DUP leader Arlene Foster has accused the European Union of using the stalemate over renegotiating the UK’s withdrawal treaty to “break up the United Kingdom”.
The leader of the Democratic Unionist Party, a conservative, Northern Irish party which holds up Boris Johnson’s minority government in a confidence and supply agreement, had talked to the prime minister about getting a deal with the EU that removed the Irish backstop.
On Brussels’ intransigence, Mrs Foster said: “…we have a very belligerent European Union who instead of focusing on a deal good for all of us, wanted to break up the United Kingdom — something, of course, which no British prime minister should be a part of”.
The DUP leader and others in her party have made similar comments in the past, accusing the EU of using Brexit and the Irish backstop — a piece of the withdrawal treaty that could threaten the integrity of the union by creating a customs border between the isle of Ireland and Great Britain — as a first step to forcing a unification of the country of Northern Ireland with the EU member-state Republic of Ireland.
Mrs Foster also hit out at the prime minister of the Republic of Ireland, Leo Varadkar, of “Project Fear mark 2” after the Irish Central Bank claimed that a clean, no-deal Brexit would cost their country 34,000 jobs and destabilise the economy.
On why she still backs the possibility of a no-deal Brexit, the DUP leader said in comments reported by The Telegraph: “I sometimes wonder have people ever been in negotiations when they take things off the table before they get to the end of a negotiation.
“Of course you keep it on the table.

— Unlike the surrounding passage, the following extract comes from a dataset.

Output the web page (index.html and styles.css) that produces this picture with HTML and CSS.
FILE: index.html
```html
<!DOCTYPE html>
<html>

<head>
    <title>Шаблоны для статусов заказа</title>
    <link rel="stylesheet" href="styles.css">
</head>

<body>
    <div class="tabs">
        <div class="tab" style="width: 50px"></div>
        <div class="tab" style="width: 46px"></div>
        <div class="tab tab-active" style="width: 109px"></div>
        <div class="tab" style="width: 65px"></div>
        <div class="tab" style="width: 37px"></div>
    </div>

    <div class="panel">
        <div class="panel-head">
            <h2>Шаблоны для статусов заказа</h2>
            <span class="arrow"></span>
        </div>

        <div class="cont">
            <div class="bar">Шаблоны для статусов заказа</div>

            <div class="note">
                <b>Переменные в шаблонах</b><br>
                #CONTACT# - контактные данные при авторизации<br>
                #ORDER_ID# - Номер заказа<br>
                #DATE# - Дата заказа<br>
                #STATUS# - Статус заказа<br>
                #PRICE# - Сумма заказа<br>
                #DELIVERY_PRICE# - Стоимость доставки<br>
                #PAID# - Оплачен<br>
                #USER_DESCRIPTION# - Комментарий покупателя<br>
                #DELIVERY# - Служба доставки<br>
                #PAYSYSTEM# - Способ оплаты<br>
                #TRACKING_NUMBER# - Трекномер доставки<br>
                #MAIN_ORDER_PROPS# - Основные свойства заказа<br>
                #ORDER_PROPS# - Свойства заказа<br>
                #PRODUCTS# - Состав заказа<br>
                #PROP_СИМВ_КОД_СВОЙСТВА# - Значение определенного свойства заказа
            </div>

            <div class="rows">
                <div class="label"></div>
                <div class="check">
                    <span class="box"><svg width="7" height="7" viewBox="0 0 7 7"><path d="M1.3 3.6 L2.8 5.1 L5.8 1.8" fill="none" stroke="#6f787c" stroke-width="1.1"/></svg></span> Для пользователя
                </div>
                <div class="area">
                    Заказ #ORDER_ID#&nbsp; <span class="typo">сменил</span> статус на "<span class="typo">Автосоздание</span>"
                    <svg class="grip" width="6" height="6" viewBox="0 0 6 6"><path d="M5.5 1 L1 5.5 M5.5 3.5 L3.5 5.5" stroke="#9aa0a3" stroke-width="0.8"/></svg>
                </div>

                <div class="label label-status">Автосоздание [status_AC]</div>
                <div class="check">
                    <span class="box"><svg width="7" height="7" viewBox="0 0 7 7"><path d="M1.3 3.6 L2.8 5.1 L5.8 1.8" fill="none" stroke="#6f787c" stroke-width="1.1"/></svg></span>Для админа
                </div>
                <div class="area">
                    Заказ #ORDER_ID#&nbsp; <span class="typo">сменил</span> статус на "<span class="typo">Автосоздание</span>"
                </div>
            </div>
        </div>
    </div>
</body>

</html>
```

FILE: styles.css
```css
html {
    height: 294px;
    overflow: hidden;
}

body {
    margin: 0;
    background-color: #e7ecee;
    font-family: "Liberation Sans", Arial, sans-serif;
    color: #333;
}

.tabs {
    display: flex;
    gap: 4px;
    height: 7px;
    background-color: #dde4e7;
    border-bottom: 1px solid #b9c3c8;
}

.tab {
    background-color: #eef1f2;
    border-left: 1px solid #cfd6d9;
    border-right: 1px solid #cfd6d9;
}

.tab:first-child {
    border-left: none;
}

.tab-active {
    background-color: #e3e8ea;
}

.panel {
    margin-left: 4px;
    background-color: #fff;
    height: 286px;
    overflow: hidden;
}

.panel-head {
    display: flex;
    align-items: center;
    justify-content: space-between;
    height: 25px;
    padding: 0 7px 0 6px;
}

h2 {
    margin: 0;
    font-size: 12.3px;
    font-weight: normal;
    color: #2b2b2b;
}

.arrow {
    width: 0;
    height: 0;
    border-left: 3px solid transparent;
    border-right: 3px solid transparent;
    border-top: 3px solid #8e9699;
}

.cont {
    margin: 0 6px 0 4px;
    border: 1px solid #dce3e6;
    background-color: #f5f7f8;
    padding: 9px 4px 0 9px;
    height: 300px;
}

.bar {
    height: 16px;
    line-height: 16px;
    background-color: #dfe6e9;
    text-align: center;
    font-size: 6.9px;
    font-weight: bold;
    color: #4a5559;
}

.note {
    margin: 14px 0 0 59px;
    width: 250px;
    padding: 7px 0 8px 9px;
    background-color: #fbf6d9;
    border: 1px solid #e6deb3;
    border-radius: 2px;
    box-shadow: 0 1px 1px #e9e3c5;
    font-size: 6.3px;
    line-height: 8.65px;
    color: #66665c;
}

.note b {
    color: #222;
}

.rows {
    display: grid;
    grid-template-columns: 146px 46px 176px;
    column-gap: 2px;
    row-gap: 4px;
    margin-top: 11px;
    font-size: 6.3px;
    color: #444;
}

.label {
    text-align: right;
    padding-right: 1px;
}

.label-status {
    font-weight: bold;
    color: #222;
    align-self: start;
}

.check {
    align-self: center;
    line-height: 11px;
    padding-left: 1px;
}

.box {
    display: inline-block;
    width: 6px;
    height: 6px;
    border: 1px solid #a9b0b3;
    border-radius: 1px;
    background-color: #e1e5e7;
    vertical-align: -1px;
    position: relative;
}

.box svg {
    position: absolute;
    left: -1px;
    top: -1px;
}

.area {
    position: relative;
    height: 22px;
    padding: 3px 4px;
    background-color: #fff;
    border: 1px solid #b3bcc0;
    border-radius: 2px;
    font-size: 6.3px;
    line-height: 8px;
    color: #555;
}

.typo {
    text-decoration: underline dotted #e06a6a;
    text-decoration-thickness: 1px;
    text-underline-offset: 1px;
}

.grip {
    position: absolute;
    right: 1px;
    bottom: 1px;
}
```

We are in a negotiation to get the best deal for the people of the United Kingdom, you don’t take things off the table and we have learned that over quite some time.”
On Wednesday, Prime Minister Johnson met with the five major parties at Stormont, the seat of Northern Ireland’s assembly, including the leftist, pro-EU, Irish republican party Sinn Féin — long-regarded as the political wing of the Provisional IRA — that campaigns for Northern Ireland to leave the United Kingdom and join the Republic of Ireland. The talks were intended to focus on resolving power-sharing in the country after the devolved government collapsed in January 2017.

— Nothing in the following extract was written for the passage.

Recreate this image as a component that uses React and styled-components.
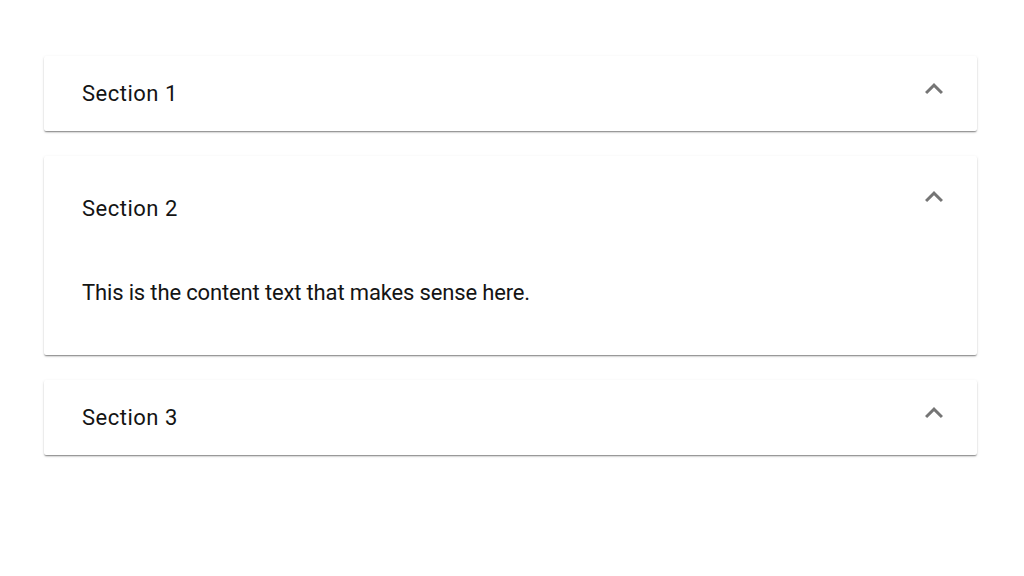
import * as React from "react";
import styled, { createGlobalStyle } from "styled-components";

const GlobalStyle = createGlobalStyle`
html, body {
    margin: 0;
    padding: 0;
    background: #ffffff;
}
body {
    font-family: Roboto, "Liberation Sans", Arial, sans-serif;
}
`

const Page = styled.div`
display: flex;
flex-direction: column;
gap: 25px;
padding: 56px 47px 60px 44px;
`

const Card = styled.div`
background-color: #ffffff;
box-shadow: 0 2px 2px -1px rgba(0,0,0,0.32), 0 1px 1px 0 rgba(0,0,0,0.16), 0 1px 3px 0 rgba(0,0,0,0.12);
border-radius: 2px;
`

const Header = styled.div`
display: flex;
align-items: flex-start;
justify-content: space-between;
padding: ${p => p.$open ? "38px 25px 0 38px" : "23px 25px 22px 38px"};
`

const Title = styled.div`
font-size: 22px;
line-height: 30px;
color: #141414;
letter-spacing: 0.5px;
`

const Chevron = styled.svg`
width: 36px;
height: 36px;
margin-top: ${p => p.$open ? "-15px" : "-8px"};
fill: #757575;
`

const Body = styled.div`
padding: 54px 38px 47px 38px;
font-size: 22px;
line-height: 30px;
color: #141414;
letter-spacing: -0.15px;
`

const sections = [
    { title: "Section 1", open: false },
    { title: "Section 2", open: true, text: "This is the content text that makes sense here." },
    { title: "Section 3", open: false },
];

export default function App() {
    return (
        <>
            <GlobalStyle />
            <Page>
                {sections.map(s => (
                    <Card key={s.title}>
                        <Header $open={s.open}>
                            <Title>{s.title}</Title>
                            <Chevron $open={s.open} viewBox="0 0 24 24">
                                <path d="M12 8l-6 6 1.41 1.41L12 10.83l4.59 4.58L18 14z" />
                            </Chevron>
                        </Header>
                        {s.open && <Body>{s.text}</Body>}
                    </Card>
                ))}
            </Page>
        </>
    );
}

Downing Street confirmed after the meeting that during all one-to-one meetings with the five party leaders, the prime minister “made clear that the UK would be leaving the EU on 31 October come what may, and restated his intention to do so with a deal”.
The statement added that in a no-deal, in line with the Belfast agreement, “in no circumstances would there be physical checks or infrastructure on the border”, while Mr Johnson “made clear… his determination to strengthen the union and Northern Ireland’s place within it”.

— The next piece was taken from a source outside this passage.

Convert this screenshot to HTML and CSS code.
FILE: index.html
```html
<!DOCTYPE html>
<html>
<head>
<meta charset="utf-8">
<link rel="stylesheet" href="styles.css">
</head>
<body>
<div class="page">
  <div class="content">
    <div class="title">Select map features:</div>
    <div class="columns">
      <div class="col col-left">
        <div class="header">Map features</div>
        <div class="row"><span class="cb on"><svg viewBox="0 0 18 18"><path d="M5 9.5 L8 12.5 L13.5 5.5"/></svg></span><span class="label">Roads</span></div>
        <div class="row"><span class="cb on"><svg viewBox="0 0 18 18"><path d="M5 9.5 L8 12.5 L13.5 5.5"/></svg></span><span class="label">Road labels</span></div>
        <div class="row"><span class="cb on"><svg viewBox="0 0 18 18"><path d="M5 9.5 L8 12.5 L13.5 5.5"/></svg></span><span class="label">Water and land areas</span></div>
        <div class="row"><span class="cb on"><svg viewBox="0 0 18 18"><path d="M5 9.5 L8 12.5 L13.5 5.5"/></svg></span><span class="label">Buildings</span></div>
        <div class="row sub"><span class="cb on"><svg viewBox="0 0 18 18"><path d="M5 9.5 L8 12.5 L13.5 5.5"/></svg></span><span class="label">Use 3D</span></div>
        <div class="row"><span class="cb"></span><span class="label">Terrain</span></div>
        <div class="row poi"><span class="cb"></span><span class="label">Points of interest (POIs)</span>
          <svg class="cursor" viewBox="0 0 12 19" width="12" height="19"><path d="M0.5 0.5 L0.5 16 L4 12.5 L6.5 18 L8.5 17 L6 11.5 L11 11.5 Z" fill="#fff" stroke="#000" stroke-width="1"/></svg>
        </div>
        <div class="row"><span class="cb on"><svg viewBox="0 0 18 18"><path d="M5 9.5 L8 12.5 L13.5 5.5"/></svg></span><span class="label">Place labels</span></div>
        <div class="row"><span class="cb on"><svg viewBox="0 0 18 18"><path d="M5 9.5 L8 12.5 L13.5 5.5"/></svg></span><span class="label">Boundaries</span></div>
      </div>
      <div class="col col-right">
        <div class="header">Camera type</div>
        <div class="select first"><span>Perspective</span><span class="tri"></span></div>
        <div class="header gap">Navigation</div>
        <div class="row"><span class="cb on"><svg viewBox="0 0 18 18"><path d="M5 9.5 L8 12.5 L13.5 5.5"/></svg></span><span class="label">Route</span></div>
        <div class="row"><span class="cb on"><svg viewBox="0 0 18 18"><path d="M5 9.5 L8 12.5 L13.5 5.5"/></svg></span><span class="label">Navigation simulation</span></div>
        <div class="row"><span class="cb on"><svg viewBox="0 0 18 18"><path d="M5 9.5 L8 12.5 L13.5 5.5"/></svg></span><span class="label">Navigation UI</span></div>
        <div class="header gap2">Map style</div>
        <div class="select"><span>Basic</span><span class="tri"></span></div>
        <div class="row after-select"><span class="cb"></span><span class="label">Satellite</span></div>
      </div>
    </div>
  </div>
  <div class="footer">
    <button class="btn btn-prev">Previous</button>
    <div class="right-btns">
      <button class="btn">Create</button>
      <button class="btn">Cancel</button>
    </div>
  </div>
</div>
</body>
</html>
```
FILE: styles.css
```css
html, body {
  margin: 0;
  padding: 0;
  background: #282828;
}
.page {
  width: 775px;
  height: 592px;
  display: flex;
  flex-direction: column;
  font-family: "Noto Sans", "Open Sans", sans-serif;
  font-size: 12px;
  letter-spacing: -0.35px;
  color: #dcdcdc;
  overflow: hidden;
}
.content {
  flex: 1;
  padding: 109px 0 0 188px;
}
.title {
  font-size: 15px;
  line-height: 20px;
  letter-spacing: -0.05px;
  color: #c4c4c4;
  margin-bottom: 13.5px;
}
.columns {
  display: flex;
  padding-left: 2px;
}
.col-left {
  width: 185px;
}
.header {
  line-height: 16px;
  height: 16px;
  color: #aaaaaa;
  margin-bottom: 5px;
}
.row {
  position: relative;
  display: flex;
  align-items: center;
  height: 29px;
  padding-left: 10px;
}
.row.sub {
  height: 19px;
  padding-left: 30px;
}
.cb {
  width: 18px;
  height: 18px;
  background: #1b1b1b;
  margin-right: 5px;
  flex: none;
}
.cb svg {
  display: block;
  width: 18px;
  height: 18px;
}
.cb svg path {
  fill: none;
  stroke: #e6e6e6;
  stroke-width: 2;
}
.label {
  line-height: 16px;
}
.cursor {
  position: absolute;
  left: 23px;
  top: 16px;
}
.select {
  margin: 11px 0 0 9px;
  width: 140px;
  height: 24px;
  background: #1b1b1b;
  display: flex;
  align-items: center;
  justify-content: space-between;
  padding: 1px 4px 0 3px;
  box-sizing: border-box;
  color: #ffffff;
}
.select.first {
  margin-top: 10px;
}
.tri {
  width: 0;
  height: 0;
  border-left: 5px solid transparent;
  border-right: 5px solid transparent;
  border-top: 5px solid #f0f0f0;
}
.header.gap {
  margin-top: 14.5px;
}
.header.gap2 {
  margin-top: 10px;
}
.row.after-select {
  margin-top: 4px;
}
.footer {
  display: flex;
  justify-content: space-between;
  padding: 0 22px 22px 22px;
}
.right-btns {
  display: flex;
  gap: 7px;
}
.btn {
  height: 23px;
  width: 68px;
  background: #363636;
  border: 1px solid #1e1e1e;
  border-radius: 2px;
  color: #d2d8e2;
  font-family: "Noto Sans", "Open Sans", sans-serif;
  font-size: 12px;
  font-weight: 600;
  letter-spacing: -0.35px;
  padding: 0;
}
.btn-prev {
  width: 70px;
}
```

Sinn Féin leader Mary Lou McDonald said she discussed with the prime minister the possibility of a ‘border poll’ — a referendum in Northern Ireland on leaving the UK to form a ‘united Ireland’ — in the event of a no-deal Brexit, saying any planning in respect to no-deal “has to include the constitutional question and the issue of a border poll here in Ireland”.
“We have stated to him very clearly that Brexit in any event, but certainly a disorderly Brexit, represents in anybody’s language a dramatic change of circumstances on this island and it would be unthinkable in those circumstances that people would not be given the opportunity to decide on our future together,” Ms McDonald added.
When unionist Mrs Foster asked the Prime Minister Johnson the same question, on the border poll, she said told media he had stressed he would “never be neutral on the Union and talk of a border poll was not something he was entertaining”.